For the avoidance of doubt, the UK Target Market Assessment does not
constitute: (a) an assessment of suitability or appropriateness for the
purposes of Chapters 9A or 10A of COBS; or (b) a recommendation to any
investor or group of investors to invest in, or purchase, or take any other
action whatsoever with respect to the Ordinary Shares and the Warrants.
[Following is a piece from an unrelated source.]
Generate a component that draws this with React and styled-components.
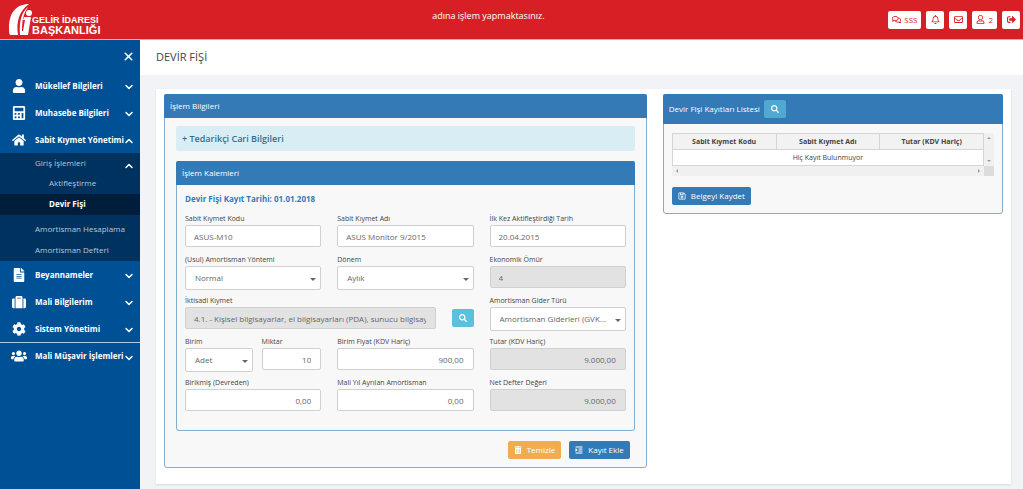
import React, { useState } from 'react';
import styled, { createGlobalStyle } from 'styled-components';
import {
  FaUser, FaCalculator, FaHome, FaFileAlt, FaSuitcase, FaCog, FaUsers,
  FaSearch, FaSignOutAlt, FaRegBell, FaRegEnvelope, FaRegUser, FaRegComments,
  FaIndent, FaRegSave, FaTrashAlt
} from 'react-icons/fa';
import { FiChevronDown, FiChevronUp, FiX } from 'react-icons/fi';

const GlobalStyle = createGlobalStyle`
  * {
    box-sizing: border-box;
  }

  body {
    margin: 0;
    background: #f2f3f7;
    color: #444;
    font-family: 'Open Sans', sans-serif;
    font-size: 8px;
    line-height: 12px;
  }

  button, input, select {
    font: inherit;
    color: inherit;
  }
`;

const Header = styled.header`
  display: grid;
  grid-template-columns: auto 1fr auto;
  align-items: center;
  height: 40px;
  padding: 0 3px 0 8px;
  background: #d91f26;
  border-bottom: 1px solid #f0a0a2;
  color: #fff;
`;

const Logo = styled.a`
  display: flex;
  align-items: center;
  color: #fff;
  text-decoration: none;
`;

const LogoText = styled.span`
  display: grid;
  padding-top: 13px;
  font: bold 9px/9px 'Liberation Sans', Arial, sans-serif;
`;

const LogoWide = styled.span`
  font-size: 11px;
  line-height: 11px;
`;

const Notice = styled.div`
  padding-bottom: 8px;
  font-size: 9px;
  text-align: center;
`;

const HeaderActions = styled.nav`
  display: flex;
  justify-content: flex-end;
  gap: 5px;
  padding-left: 12px;
`;

const HeaderButton = styled.button`
  display: flex;
  align-items: center;
  justify-content: center;
  gap: 3px;
  min-width: 18px;
  height: 18px;
  padding: 0 4px;
  border: 0;
  border-radius: 2px;
  background: #fff;
  color: #d91f26;
  cursor: pointer;

  svg {
    font-size: 9px;
  }
`;

const Layout = styled.div`
  display: grid;
  grid-template-columns: 140px minmax(0, 1fr);
  min-height: calc(100vh - 40px);
`;

const Sidebar = styled.aside`
  background: #005096;
  color: #fff;
`;

const CloseButton = styled.button`
  display: flex;
  margin: 0 5px 0 auto;
  padding: 10px 0 9px;
  border: 0;
  background: none;
  font-size: 13px;
  cursor: pointer;
`;

const MenuButton = styled.button`
  display: grid;
  grid-template-columns: 22px minmax(0, 1fr) 12px;
  gap: 5px;
  align-items: center;
  width: 100%;
  height: 27px;
  padding: 0 5px 0 8px;
  border: 0;
  border-top: ${props => props.$divided ? '1px solid #a9cdea' : '0'};
  background: none;
  font-weight: 700;
  text-align: left;
  white-space: nowrap;
  cursor: pointer;

  > svg:first-child {
    justify-self: center;
    font-size: ${props => props.$divided ? '16px' : '14px'};
  }

  > svg:last-child {
    margin-top: 3px;
    font-size: 12px;
    stroke-width: 3;
  }
`;

const SubMenu = styled.div`
  background: #00325f;
`;

const SubGroup = styled.div`
  margin-bottom: 4px;
`;

const SubToggle = styled.button`
  display: flex;
  justify-content: space-between;
  align-items: center;
  width: 100%;
  height: 20px;
  padding: 0 5px 0 35px;
  border: 0;
  background: none;
  color: #b8c9d9;
  cursor: pointer;

  svg {
    margin-top: 6px;
    color: #fff;
    font-size: 12px;
    stroke-width: 3;
  }
`;

const SubLink = styled.a`
  display: block;
  padding: 4px 0 5px ${props => props.$nested ? '49px' : '35px'};
  background: ${props => props.$active ? '#001d3b' : 'none'};
  color: ${props => props.$active ? '#fff' : '#b8c9d9'};
  font-weight: ${props => props.$active ? 700 : 400};
  text-decoration: none;
`;

const PageTitle = styled.h1`
  margin: 0;
  padding: 9px 16px 10px;
  background: #fff;
  font-size: 11px;
  font-weight: 400;
  line-height: 16px;
`;

const Card = styled.div`
  display: grid;
  grid-template-columns: 7fr 5fr;
  align-items: start;
  margin: 14px 12px 4px 16px;
  padding: 5px 0 16px;
  background: #fff;
  box-shadow: 0 1px 2px #d8dade;
`;

const Column = styled.div`
  min-width: 0;
  padding: 0 8px;
`;

const Panel = styled.section`
  border: 1px solid #80add2;
  border-radius: 3px;
  background: #f8f8f8;
`;

const PanelHeader = styled.h2`
  display: flex;
  align-items: center;
  gap: 4px;
  height: ${props => props.$tall ? '30px' : '24px'};
  margin: -1px -1px 0;
  padding: 0 6px;
  border-radius: 2px 2px 0 0;
  background: #337ab7;
  color: #fff;
  font-size: 8px;
  font-weight: 400;
`;

const PanelBody = styled.div`
  padding: 8px 11px 8px;
`;

const Collapsed = styled.button`
  display: block;
  width: 100%;
  height: 25px;
  margin-bottom: 10px;
  padding: 0 6px;
  border: 0;
  border-radius: 2px;
  background: #d9edf4;
  color: #31708f;
  font-size: 9px;
  font-weight: 600;
  text-align: left;
  cursor: pointer;
`;

const FormBody = styled.form`
  padding: 8px 8px 17px;
`;

const FormDate = styled.h3`
  margin: 0 0 9px;
  color: #337ab7;
  font-size: 8px;
  font-weight: 700;
`;

const FieldGrid = styled.div`
  display: grid;
  grid-template-columns: repeat(3, minmax(0, 1fr));
  grid-auto-rows: 35px;
  gap: 6px 16px;
`;

const FieldBox = styled.div`
  grid-column: span ${props => props.$span || 1};
  min-width: 0;
`;

const Label = styled.label`
  display: block;
  height: 11px;
  font-size: 7px;
  line-height: 10px;
  white-space: nowrap;
`;

const Input = styled.input`
  display: block;
  width: 100%;
  min-width: 0;
  height: 22px;
  padding: 0 9px 0 8px;
  border: 1px solid #d0d0d0;
  border-radius: 2px;
  background: #fff;
  color: #666;
  text-align: ${props => props.$numeric ? 'right' : 'left'};

  &:read-only {
    background: #e2e2e2;
  }
`;

const SelectBox = styled.div`
  position: relative;

  &::after {
    content: '';
    position: absolute;
    top: 12px;
    right: 5px;
    border: 3px solid transparent;
    border-top-color: #666;
    border-bottom: 0;
    pointer-events: none;
  }
`;

const Select = styled.select`
  display: block;
  width: 100%;
  height: 24px;
  padding: 0 16px 0 9px;
  border: 1px solid #d0d0d0;
  border-radius: 2px;
  appearance: none;
  background: #fff;
  color: #666;
  text-overflow: ellipsis;
`;

const Pair = styled.div`
  display: grid;
  grid-template-columns: 68fr 60fr;
  gap: 9px;
`;

const SearchRow = styled.div`
  display: flex;
  align-items: center;
  gap: 16px;
`;

const tones = {
  primary: '#337ab7',
  warning: '#f0ad4e',
  info: '#5bc0de',
  muted: '#4fa9d0'
};

const Button = styled.button`
  display: inline-flex;
  align-items: center;
  justify-content: center;
  gap: 5px;
  flex: none;
  min-width: 22px;
  height: 18px;
  padding: 0 6px;
  border: 0;
  border-radius: 2px;
  background: ${props => tones[props.$tone]};
  color: #fff;
  cursor: pointer;
`;

const Actions = styled.div`
  display: flex;
  justify-content: flex-end;
  gap: 8px;
  padding: 10px 5px 0;
`;

const ListBody = styled.div`
  padding: 9px 8px 8px;
`;

const TableFrame = styled.div`
  display: grid;
  grid-template-columns: minmax(0, 1fr) 10px;
  grid-template-rows: auto 10px;
  margin-bottom: 11px;
`;

const Table = styled.table`
  width: 100%;
  border-collapse: collapse;
  table-layout: fixed;
  background: #fff;
  font-size: 7px;
  line-height: 9px;
  text-align: center;

  th, td {
    height: 16px;
    padding: 0;
    border: 1px solid #d5d5d5;
  }

  th {
    background: #f2f2f2;
  }
`;

const ScrollTrack = styled.div`
  display: flex;
  flex-direction: ${props => props.$vertical ? 'column' : 'row'};
  align-items: center;
  justify-content: space-between;
  padding: ${props => props.$vertical ? '3px 0' : '0 3px'};
  background: #f0f0f0;
  color: #999;

  svg {
    width: 4px;
    height: 4px;
    fill: currentColor;
  }
`;

const ScrollCorner = styled.div`
  background: #dcdcdc;
`;

const Field = ({ id, label, span, children, ...rest }) => (
  <FieldBox $span={span}>
    <Label htmlFor={id}>{label}</Label>
    {children || <Input id={id} {...rest} />}
  </FieldBox>
);

const SelectField = ({ id, label, value }) => (
  <Field id={id} label={label}>
    <SelectBox>
      <Select id={id} defaultValue={value}>
        <option>{value}</option>
      </Select>
    </SelectBox>
  </Field>
);

const MenuItem = ({ icon: Icon, label, open, ...rest }) => (
  <MenuButton aria-expanded={!!open} {...rest}>
    <Icon />
    {label}
    {open ? <FiChevronUp /> : <FiChevronDown />}
  </MenuButton>
);

const GibLogo = () => (
  <Logo href="#">
    <svg width="24" height="32" viewBox="0 0 24 32" fill="#fff">
      <path d="M21 0C8 0 1 9 1 24c0 3 0 5 1 7h8c-2-13 1-24 11-31z" />
      <path d="M20 3c-6 5-9 13-8 28h8l3-18h-7l-1 3h2l-2 11h-1c0-9 1-17 6-24z" />
      <circle cx="21" cy="9" r="3" />
    </svg>
    <LogoText>
      <span>GELİR İDARESİ</span>
      <LogoWide>BAŞKANLIĞI</LogoWide>
    </LogoText>
  </Logo>
);

const App = () => {
  const [open, setOpen] = useState(true);

  return (
    <>
      <GlobalStyle />
      <Header>
        <GibLogo />
        <Notice>adına işlem yapmaktasınız.</Notice>
        <HeaderActions>
          <HeaderButton><FaRegComments /> SSS</HeaderButton>
          <HeaderButton aria-label="Bildirimler"><FaRegBell /></HeaderButton>
          <HeaderButton aria-label="Mesajlar"><FaRegEnvelope /></HeaderButton>
          <HeaderButton><FaRegUser /> 2</HeaderButton>
          <HeaderButton aria-label="Çıkış"><FaSignOutAlt /></HeaderButton>
        </HeaderActions>
      </Header>
      <Layout>
        <Sidebar>
          <CloseButton aria-label="Kapat"><FiX color="#fff" strokeWidth={3} /></CloseButton>
          <MenuItem icon={FaUser} label="Mükellef Bilgileri" />
          <MenuItem icon={FaCalculator} label="Muhasebe Bilgileri" />
          <MenuItem icon={FaHome} label="Sabit Kıymet Yönetimi" open={open} onClick={() => setOpen(!open)} />
          {open && (
            <SubMenu>
              <SubGroup>
                <SubToggle>Giriş İşlemleri <FiChevronUp /></SubToggle>
                <SubLink href="#" $nested>Aktifleştirme</SubLink>
                <SubLink href="#" $nested $active>Devir Fişi</SubLink>
              </SubGroup>
              <SubLink href="#">Amortisman Hesaplama</SubLink>
              <SubLink href="#">Amortisman Defteri</SubLink>
            </SubMenu>
          )}
          <MenuItem icon={FaFileAlt} label="Beyannameler" />
          <MenuItem icon={FaSuitcase} label="Mali Bilgilerim" />
          <MenuItem icon={FaCog} label="Sistem Yönetimi" />
          <MenuItem icon={FaUsers} label="Mali Müşavir İşlemleri" $divided />
        </Sidebar>
        <main>
          <PageTitle>DEVİR FİŞİ</PageTitle>
          <Card>
            <Column>
              <Panel>
                <PanelHeader>İşlem Bilgileri</PanelHeader>
                <PanelBody>
                  <Collapsed>+ Tedarikçi Cari Bilgileri</Collapsed>
                  <Panel>
                    <PanelHeader>İşlem Kalemleri</PanelHeader>
                    <FormBody>
                      <FormDate>Devir Fişi Kayıt Tarihi: 01.01.2018</FormDate>
                      <FieldGrid>
                        <Field id="kod" label="Sabit Kıymet Kodu" defaultValue="ASUS-M10" />
                        <Field id="ad" label="Sabit Kıymet Adı" defaultValue="ASUS Monitor 9/2015" />
                        <Field id="tarih" label="İlk Kez Aktifleştirdiği Tarih" defaultValue="20.04.2015" />
                        <SelectField id="yontem" label="(Usul) Amortisman Yöntemi" value="Normal" />
                        <SelectField id="donem" label="Dönem" value="Aylık" />
                        <Field id="omur" label="Ekonomik Ömür" defaultValue="4" readOnly />
                        <Field id="kiymet" label="İktisadi Kıymet" span={2}>
                          <SearchRow>
                            <Input
                              id="kiymet"
                              defaultValue="4.1. - Kişisel bilgisayarlar, el bilgisayarları (PDA), sunucu bilgisayarları"
                              readOnly
                            />
                            <Button type="button" $tone="info" aria-label="Ara"><FaSearch /></Button>
                          </SearchRow>
                        </Field>
                        <SelectField id="gider" label="Amortisman Gider Türü" value="Amortisman Giderleri (GVK..." />
                        <Pair>
                          <SelectField id="birim" label="Birim" value="Adet" />
                          <Field id="miktar" label="Miktar" defaultValue="10" $numeric />
                        </Pair>
                        <Field id="fiyat" label="Birim Fiyat (KDV Hariç)" defaultValue="900,00" $numeric />
                        <Field id="tutar" label="Tutar (KDV Hariç)" defaultValue="9.000,00" $numeric readOnly />
                        <Field id="birikmis" label="Birikmiş (Devreden)" defaultValue="0,00" $numeric />
                        <Field id="ayrilan" label="Mali Yıl Ayrılan Amortisman" defaultValue="0,00" $numeric />
                        <Field id="net" label="Net Defter Değeri" defaultValue="9.000,00" $numeric readOnly />
                      </FieldGrid>
                    </FormBody>
                  </Panel>
                  <Actions>
                    <Button $tone="warning"><FaTrashAlt /> Temizle</Button>
                    <Button $tone="primary"><FaIndent /> Kayıt Ekle</Button>
                  </Actions>
                </PanelBody>
              </Panel>
            </Column>
            <Column>
              <Panel>
                <PanelHeader $tall>
                  Devir Fişi Kayıtları Listesi
                  <Button $tone="muted" aria-label="Ara"><FaSearch /></Button>
                </PanelHeader>
                <ListBody>
                  <TableFrame>
                    <Table>
                      <thead>
                        <tr>
                          <th>Sabit Kıymet Kodu</th>
                          <th>Sabit Kıymet Adı</th>
                          <th>Tutar (KDV Hariç)</th>
                        </tr>
                      </thead>
                      <tbody>
                        <tr><td colSpan={3}>Hiç Kayıt Bulunmuyor</td></tr>
                      </tbody>
                    </Table>
                    <ScrollTrack $vertical>
                      <svg viewBox="0 0 4 4"><path d="M0 3l2-2 2 2z" /></svg>
                      <svg viewBox="0 0 4 4"><path d="M0 1l2 2 2-2z" /></svg>
                    </ScrollTrack>
                    <ScrollTrack>
                      <svg viewBox="0 0 4 4"><path d="M3 0L1 2l2 2z" /></svg>
                      <svg viewBox="0 0 4 4"><path d="M1 0l2 2-2 2z" /></svg>
                    </ScrollTrack>
                    <ScrollCorner />
                  </TableFrame>
                  <Button $tone="primary"><FaRegSave /> Belgeyi Kaydet</Button>
                </ListBody>
              </Panel>
            </Column>
          </Card>
        </main>
      </Layout>
    </>
  );
};

export default App;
Each Distributor is responsible for undertaking its own target market
assessment in respect of the Ordinary Shares and the Warrants and determining
appropriate distribution channels.

Prohibition of sales to UK, EEA and Swiss Retail Investors

The Ordinary Shares and the Warrants are not intended to be offered, sold or
otherwise made available to and should not be offered, sold or otherwise made
available to any retail investor in the United Kingdom, EEA or in Switzerland,
in or as part of the Offering. For these purposes, (A) in the United Kingdom a
"retail investor" means a person who is one (or more) of: (i) a retail client,
as defined in point (8) of Article 2 of Regulation (EU) No 2017/565 as it
forms part of domestic law in the UK by virtue of the EUWA; or (ii) a customer
within the meaning of the provisions of the Financial Services and Markets Act
2000 (as amended, the "FSMA") and any rules or regulations made under the FSMA
to implement Directive (EU) 2016/97 (as amended, the "Insurance Distribution
Directive"), where that customer would not qualify as a professional client,
as defined in point (8) of Article 2(1) of Regulation (EU) No 600/2014 as it
forms part of domestic law in the UK by virtue of the EUWA; or (iii) not a
qualified investor as defined in Article 2 of Regulation (EU) 2017/1129 as it
forms part of domestic law in the UK by virtue of the EUWA; (B) in the EEA, a
"retail investor" means a person who is one (or more) of: (i) a retail client
as defined in point (11) of Article 4(1) of Directive 2014/65/EU (as amended,
"MiFID II"); or (ii) a customer within the meaning of the Insurance
Distribution Directive, where that customer would not qualify as a
professional client as defined in point (10) of Article 4(1) of MiFID II; or
(iii) not a qualified investor as defined in the Prospectus Regulation; and
(C) in Switzerland, a "retail investor" means a person who is not a
professional client as defined in Article 4 Paragraph 3 of the Swiss Federal
Act on Financial Services (the "FinSA"). Consequently, no key information
document required by Regulation (EU) No 1286/2014 (as amended, the "PRIIPs
Regulation"), or Regulation (EU) No 1286/2014, as amended, as it forms part of
UK domestic law by virtue of the EUWA (the "UK PRIIPs Regulation") or the
FinSA for offering or selling the Ordinary Shares or the Warrants or otherwise
making them available to retail investors in the UK, EEA or in Switzerland has
been prepared and, therefore, offering or selling the Ordinary Shares or the
Warrants or otherwise making them available to any retail investor in the UK,
EEA or in Switzerland may be unlawful under the UK PRIIPs Regulation, the
PRIIPs Regulation or the FinSA, as applicable.